Houellebecq compare ce noble auteur à ces savants romantiques allemands dont son cher Schopenhauer se moquait en disant qu’après avoir effectué des expériences dans leur laboratoire, ils développaient des idées sur leur Première Communion. C’est simpliste, car Goethe n’était pas dans ce cas, et même le catholique Ringseis essayait en réalité de saisir de l’intérieur les données de la science afin d’en saisir l’essence morale, selon le principe que rien n’était dénué de sens, et que la conscience morale humaine n’était pas une aberration, au sein de l’univers, mais émanait de l’univers même, en était une production au même titre que le corps.

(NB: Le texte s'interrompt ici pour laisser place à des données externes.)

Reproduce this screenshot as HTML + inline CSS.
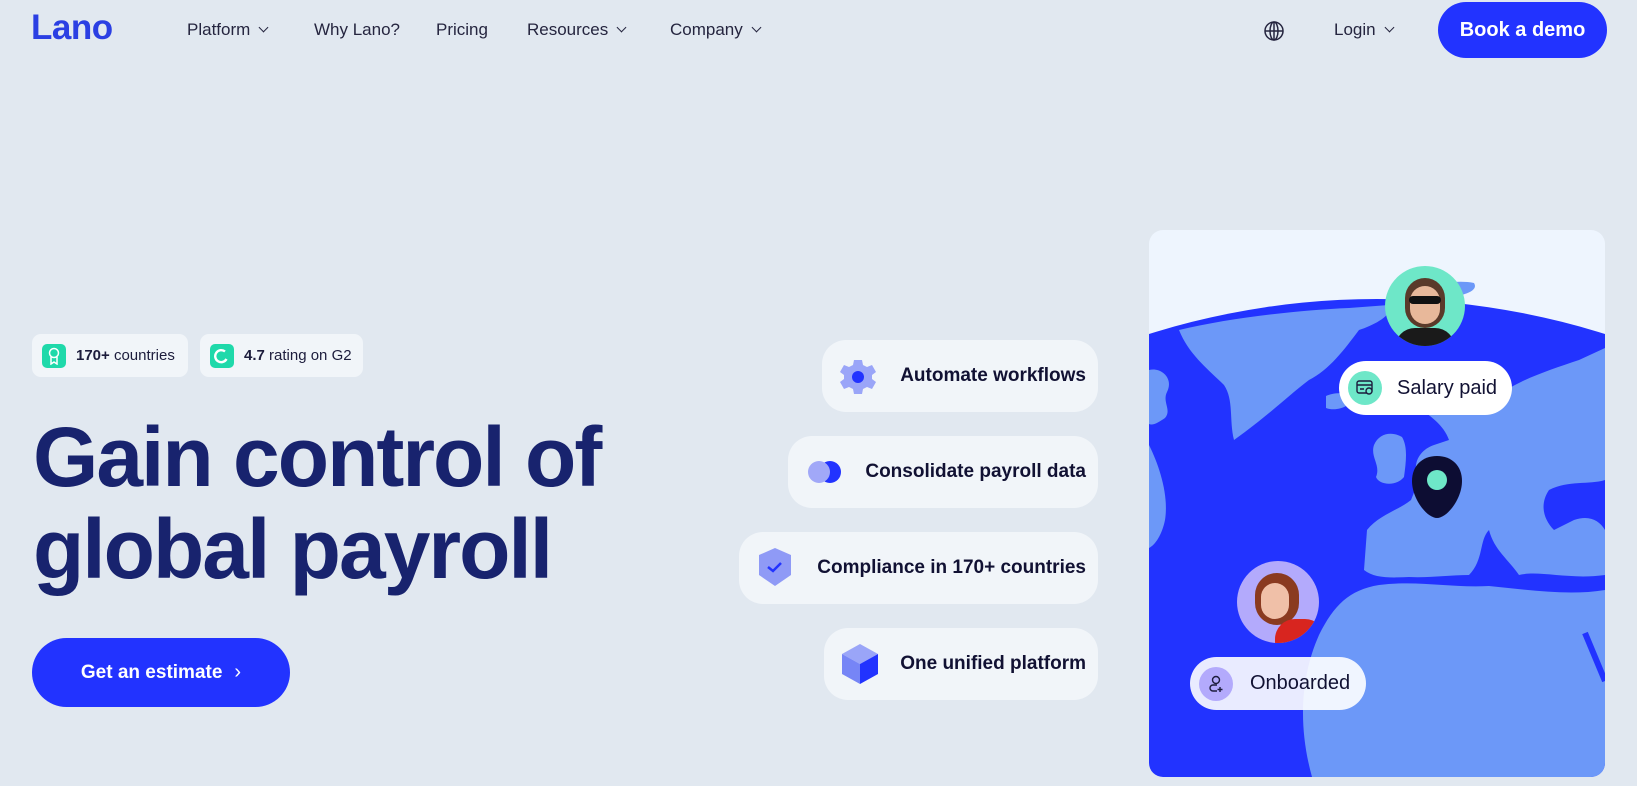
<!DOCTYPE html>
<html><head><meta charset="utf-8"><style>
*{margin:0;padding:0;box-sizing:border-box}
body{width:1637px;height:786px;background:#e1e8f0;font-family:"Liberation Sans",sans-serif;position:relative;overflow:hidden;color:#1c1c3c}
.a{position:absolute}
.nav{font-size:17px;top:20px;color:#25253f}
.chev{display:inline-block;width:7px;height:7px;border-right:1.8px solid #25253f;border-bottom:1.8px solid #25253f;transform:rotate(45deg);margin-left:10px;position:relative;top:-4px}
.badge{top:334px;height:43px;background:#f1f5f9;border-radius:9px;font-size:15px;display:flex;align-items:center;padding-left:10px}
.bi{width:24px;height:24px;background:#1fd9aa;border-radius:5px;margin-right:10px;display:flex;align-items:center;justify-content:center}
.pill{height:72px;background:#f1f5f9;border-radius:24px;right:539px;display:flex;align-items:center;justify-content:flex-end;padding-right:12px;font-weight:bold;font-size:19px;color:#111133}
.pill svg{position:absolute}
</style></head><body>
<div class="a" style="left:31px;top:8px;font-size:35px;font-weight:bold;color:#2b3fe3;letter-spacing:-0.5px">Lano</div>
<div class="a nav" style="left:187px">Platform<span class="chev"></span></div>
<div class="a nav" style="left:314px">Why Lano?</div>
<div class="a nav" style="left:436px">Pricing</div>
<div class="a nav" style="left:527px">Resources<span class="chev"></span></div>
<div class="a nav" style="left:670px">Company<span class="chev"></span></div>
<svg class="a" style="left:1263px;top:20px" width="22" height="22" viewBox="0 0 22 22" fill="none" stroke="#25253f" stroke-width="1.5"><circle cx="11" cy="11" r="9"/><ellipse cx="11" cy="11" rx="4" ry="9"/><path d="M2 11h18M11 2v18"/></svg>
<div class="a nav" style="left:1334px">Login<span class="chev"></span></div>
<div class="a" style="left:1438px;top:2px;width:169px;height:56px;background:#2233ff;border-radius:28px;color:#fff;font-size:20px;font-weight:bold;display:flex;align-items:center;justify-content:center">Book a demo</div>

<div class="a badge" style="left:32px;width:156px"><div class="bi"><svg width="14" height="18" viewBox="0 0 14 18" fill="none" stroke="#fff" stroke-width="1.5"><circle cx="7" cy="6" r="4.5"/><path d="M4 10v7l3-2 3 2v-7"/></svg></div><b>170+</b>&nbsp;countries</div>
<div class="a badge" style="left:200px;width:163px"><div class="bi"><svg width="16" height="16" viewBox="0 0 16 16" fill="none" stroke="#fff" stroke-width="2.4"><path d="M11 3.5A6 6 0 1 0 12.5 11"/></svg></div><b>4.7</b>&nbsp;rating on G2</div>

<div class="a" style="left:33px;top:411px;font-size:84px;line-height:92px;font-weight:bold;color:#18236e;letter-spacing:-2px">Gain control of<br>global payroll</div>
<div class="a" style="left:32px;top:638px;width:258px;height:69px;background:#2233ff;border-radius:35px;color:#fff;font-size:19px;font-weight:bold;display:flex;align-items:center;justify-content:center">Get an estimate<span style="margin-left:12px;font-weight:normal;font-size:20px">›</span></div>

<div class="a pill" style="left:822px;top:340px"><svg style="left:16px;top:17px" width="40" height="40" viewBox="0 0 40 40"><path fill="#9aa5f8" d="M16 3h8l1 5 4 2 5-2 4 7-4 3v4l4 3-4 7-5-2-4 2-1 5h-8l-1-5-4-2-5 2-4-7 4-3v-4l-4-3 4-7 5 2 4-2z"/><circle cx="20" cy="20" r="6" fill="#2233ff"/></svg>Automate workflows</div>
<div class="a pill" style="left:788px;top:436px"><svg style="left:15px;top:16px" width="44" height="40" viewBox="0 0 44 40"><circle cx="27" cy="20" r="11" fill="#2233ff"/><circle cx="16" cy="20" r="11" fill="#a1a8f8"/></svg>Consolidate payroll data</div>
<div class="a pill" style="left:739px;top:532px"><svg style="left:18px;top:14px" width="36" height="42" viewBox="0 0 36 42"><path fill="#8f9af6" d="M18 2l16 7v20l-16 11L2 29V9z"/><path d="M11 21l5 4 8-8" stroke="#2233ff" stroke-width="2.5" fill="none"/></svg>Compliance in 170+ countries</div>
<div class="a pill" style="left:824px;top:628px"><svg style="left:16px;top:15px" width="40" height="42" viewBox="0 0 40 42"><path fill="#9aa5f8" d="M20 1l18 10-18 10L2 11z"/><path fill="#7685f6" d="M2 11l18 10v20L2 31z"/><path fill="#2233ff" d="M38 11L20 21v20l18-10z"/></svg>One unified platform</div>

<div class="a" style="left:1149px;top:230px;width:456px;height:547px;border-radius:14px;overflow:hidden;background:#eef5fe">
<svg width="456" height="547" viewBox="0 0 456 547">
<circle cx="228" cy="829" r="760" fill="#2233ff"/>
<g fill="#6c98f8">
<path d="M30 100C80 88 150 80 200 78L240 75C245 85 225 95 210 100C195 120 180 140 160 150C140 165 120 185 85 210C80 190 85 170 75 155C60 140 40 125 30 100z"/>
<path d="M0 140c12-3 25 8 18 22-5 10 5 18-2 26-6 4-12 8-16 6z"/>
<path d="M0 215c10 20 20 50 16 75-3 15-10 25-16 28z"/>
<path d="M177 166c8-4 22-4 27 2-2 8-16 14-27 10z"/>
<path d="M225 215c5-12 18-14 28-8 6 10 4 25 2 40-8 10-25 8-28 0 5-12-6-20-2-32z"/>
<path d="M270 58c20-5 40-8 55-5 5 8-10 12-25 15-15 3-30 0-30-10z"/>
<path d="M215 340L218 300C230 285 250 280 262 270L270 250C262 235 270 220 285 215L300 210C295 195 280 185 270 178C255 170 245 160 250 150C270 145 300 150 320 160L350 165C370 150 400 140 430 130L456 118L456 250C440 255 420 250 400 260C390 275 395 290 405 300L425 290C440 285 450 290 456 300L456 345C420 350 390 340 370 345C360 330 345 320 340 300C330 310 335 330 320 345C300 345 280 348 260 347C240 348 225 348 215 340z"/>
<path d="M163 547C150 500 150 450 170 405C185 375 200 360 230 355C270 350 300 358 340 356C380 360 420 366 456 360L456 547z"/>
</g>
<path d="M436 403l20 48" stroke="#2233ff" stroke-width="6"/>
</svg>
<div class="a" style="left:236px;top:36px;width:80px;height:80px;border-radius:50%;background:#6ee7c8;overflow:hidden"><div class="a" style="left:20px;top:12px;width:40px;height:50px;border-radius:20px;background:#5a3a2a"></div><div class="a" style="left:25px;top:20px;width:30px;height:38px;border-radius:15px;background:#e8b89a"></div><div class="a" style="left:24px;top:30px;width:32px;height:8px;border-radius:4px;background:#111"></div><div class="a" style="left:10px;top:62px;width:60px;height:30px;border-radius:20px 20px 0 0;background:#1a1a1a"></div></div>
<div class="a" style="left:190px;top:131px;width:173px;height:54px;border-radius:27px;background:#fff;display:flex;align-items:center"><div style="width:34px;height:34px;border-radius:50%;background:#6ee7c8;margin:0 15px 0 9px;display:flex;align-items:center;justify-content:center"><svg width="18" height="16" viewBox="0 0 18 16" fill="none" stroke="#1c1c3c" stroke-width="1.4"><rect x="1" y="1" width="15" height="12" rx="2"/><path d="M1 5h15M4 9h4"/><circle cx="13" cy="11" r="3" fill="#6ee7c8"/></svg></div><span style="font-size:20px;color:#111133">Salary paid</span></div>
<svg class="a" style="left:261px;top:224px" width="54" height="66" viewBox="0 0 54 66"><path d="M27 2C12 2 2 12 2 27c0 18 15 37 25 37s25-19 25-37C52 12 42 2 27 2z" fill="#0d0d33"/><circle cx="27" cy="26" r="10" fill="#6ee7c8"/></svg>
<div class="a" style="left:88px;top:331px;width:82px;height:82px;border-radius:50%;background:#b3aafc;overflow:hidden"><div class="a" style="left:18px;top:12px;width:44px;height:52px;border-radius:22px;background:#8a3a20"></div><div class="a" style="left:24px;top:22px;width:28px;height:36px;border-radius:14px;background:#f0c0a8"></div><div class="a" style="left:38px;top:58px;width:50px;height:40px;border-radius:20px 20px 0 0;background:#d8251f"></div></div>
<div class="a" style="left:41px;top:427px;width:176px;height:53px;border-radius:27px;background:rgba(255,255,255,.9);display:flex;align-items:center"><div style="width:34px;height:34px;border-radius:50%;background:#b3aafc;margin:0 17px 0 9px;display:flex;align-items:center;justify-content:center"><svg width="16" height="18" viewBox="0 0 16 18" fill="none" stroke="#1c1c3c" stroke-width="1.4"><circle cx="8" cy="5" r="3.5"/><path d="M9 16H5a3 3 0 0 1 0-6h4M12 12v5M9.5 14.5h5"/></svg></div><span style="font-size:20px;color:#111133">Onboarded</span></div>
</div>
</body></html>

Pensée analogique préconisée déjà par Rousseau, en son temps.
 
On comprend néanmoins que Houellebecq ne la saisisse pas, car il regarde l’univers comme vide et, partant, se voit lui-même comme le seul à aspirer moralement à quelque chose, à avoir des sentiments réellement purs au fond de son âme. Mais cette aspiration est objectivement une bizarrerie, il le confesse - sans pour autant y renoncer, puisque écrire, affirme-t-il, c’est construire du sens dans le chaos régnant!
 
Il prétend qu’il est manifeste que le ciel est vide de toute divinité, et cela me rappelle l’espèce de vérité révélée de l’inexistence de Dieu à laquelle semblent adhérer spontanément, avec une sorte de foi, les écrivains parisiens dans leur majorité - ceux-là même qui évoquent Dieu en faisant fréquemment un anagramme du Vide. Pierre Jourde présentait pareillement l’absence de Dieu comme une évidence métaphysique, et il semble qu’il ne soit pas possible de réussir dans les lettres à Paris sans avoir admis ce point de départ obligé, car on n’en voit effectivement pas qui s’imposent sans l’admettre, et d’ailleurs j’ai connu un éditeur à Saint-Germain-des-Prés qui me disait qu’on ne pouvait relier pas la poésie à Jésus-Christ, que cela privait de liberté les poètes.
 
Je trouve le ton de La Possibilité d’une île assez âpre, plein d’une sourde colère contre la création, on dirait qu’il a été écrit par l’ange déchu du Paradis perdu de Milton. Le ton plus doux et burlesque de La Carte et le territoire m’a davantage plu. 
 
Les visions des temps futurs, quoique sporadiques, sont quand même intéressantes et donnent une profondeur au temps présent, figurant comme leur essence, étant comme leur symbole.